Saturday, September 19, 2009

What Makes a Good Romantic Hero?


I finished A Difference of Opinion by Nancy Dane last night. This morning, I woke up thinking about it, particularly about the hero, Allen Matthers. I'm not quite sure what to think about him. On the one hand, he's a very appealing character; on the other, [SPOILER] he's a murderer.

Allen has a lot of the qualities that I find attractive in a romantic lead, without falling into the cliche' of the romance-novel hero. It's clear that Allen is muscular and strong, but there are no descriptions of his "v-shaped back" or his "muscular thighs." He's handsome, with his bright blue eyes and coppery hair. He's intelligent and he's a musician, facts that raise him above his humble mountain roots. He's very good to Nelda, always showing up when she's in desperate circumstances, saving her life on more than one occasion. And he's always the gentleman - even when they are traveling together at the end of the story and camping alone together, he makes no move to push himself on Nelda. I liked the way he was openly confident he and Nelda would be together, even when she was telling herself she hated him for being a traitor.

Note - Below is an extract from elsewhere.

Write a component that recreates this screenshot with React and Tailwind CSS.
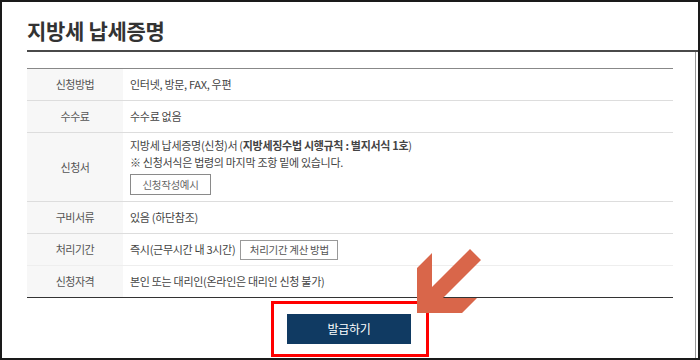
import React from "react";

const font = { fontFamily: '"Noto Sans CJK KR", "Noto Sans", sans-serif' };

function Row({ label, h = "h-[32px]", border = "border-[#dddddd]", children, align = "items-center" }) {
  return (
    <div className={`flex ${h} border-b ${border}`}>
      <div className="w-[96px] shrink-0 bg-[#f7f7f7] flex items-center justify-center text-[11px] text-[#555] tracking-[-0.5px]">
        {label}
      </div>
      <div className={`flex-1 flex ${align} pl-[7px] text-[11px] text-[#444] tracking-[-0.3px]`}>{children}</div>
    </div>
  );
}

export default function App() {
  return (
    <div
      className="relative w-[700px] h-[360px] border-2 border-[#1a1a1a] bg-white flex flex-col overflow-hidden"
      style={font}
    >
      <div className="h-[48px] pl-[25px] pt-[18px]">
        <h1 className="text-[21px] leading-[21px] font-bold text-[#333] tracking-[-0.3px]">지방세 납세증명</h1>
      </div>
      <div className="h-[2px] ml-[25px] bg-[#4a4a4a]" />
      <div className="flex-1 mr-[2px] border-r border-[#999] pl-[25px] pt-[16px]">
        <div className="w-[646px] border-t border-[#888]">
          <Row label="신청방법">인터넷, 방문, FAX, 우편</Row>
          <Row label="수수료">수수료 없음</Row>
          <Row label="신청서" h="h-[69px]" align="items-start">
            <div className="pt-[4px] leading-[17px]">
              <div>
                지방세 납세증명(신청)서 (<span className="font-bold">지방세징수법 시행규칙 : 별지서식 1호</span>)
              </div>
              <div>※ 신청서식은 법령의 마지막 조항 밑에 있습니다.</div>
              <div className="mt-[3px] w-[81px] h-[21px] border border-[#8a8a8a] bg-white flex items-center justify-center text-[10.5px] text-[#666]">
                신청작성예시
              </div>
            </div>
          </Row>
          <Row label="구비서류">있음 (하단참조)</Row>
          <Row label="처리기간" border="border-[#eeeeee]">
            <span>즉시(근무시간 내 3시간)</span>
            <span className="ml-[5px] w-[98px] h-[20px] border border-[#999] bg-white flex items-center justify-center text-[10.5px] text-[#555]">
              처리기간 계산 방법
            </span>
          </Row>
          <Row label="신청자격" border="border-[#333]">본인 또는 대리인(온라인은 대리인 신청 불가)</Row>
        </div>
        <div className="w-[646px] flex justify-center mt-[3px]">
          <div className="w-[158px] h-[56px] border-[3px] border-[#ff0000] flex items-center justify-center pr-[2px]">
            <div className="w-[124px] h-[30px] bg-[#103a62] flex items-center justify-center text-white text-[12px] tracking-[-0.3px]">
              발급하기
            </div>
          </div>
        </div>
      </div>
      <svg
        className="absolute pointer-events-none"
        style={{ left: 413, top: 245 }}
        width="68"
        height="70"
        viewBox="415 247 68 70"
      >
        <polygon
          points="417,313 417,268 432,253 432,287 470,249 481,260 443,298 477,298 462,313"
          fill="#d9664a"
        />
      </svg>
    </div>
  );
}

But....I can't forget that Allen Matthers killed two men over a pocket watch and some gold coins. I suppose you could argue he killed them because they were a threat to his life - one of them had already shot Nelda. But Allen had already disabled one of the men by breaking his arm - why slit his throat as well? The story happens in a very violent time, the American Civil War. There are hints throughout the book that Allen may have killed several other men in the course of his work with the army (he's a "scout," not a soldier, though). I don't know. I may be able eventually to talk myself into believing he HAD to do it, but right now, it just seems to put a stain on his character that is hard to look past. It's like Allen Matthers, along with Joey Bolitho from FJ Warren's Broken Bonds, will always have an asterisk after his name in the "Hall of Fame" of romantic heroes I've encountered in my reading, ha ha.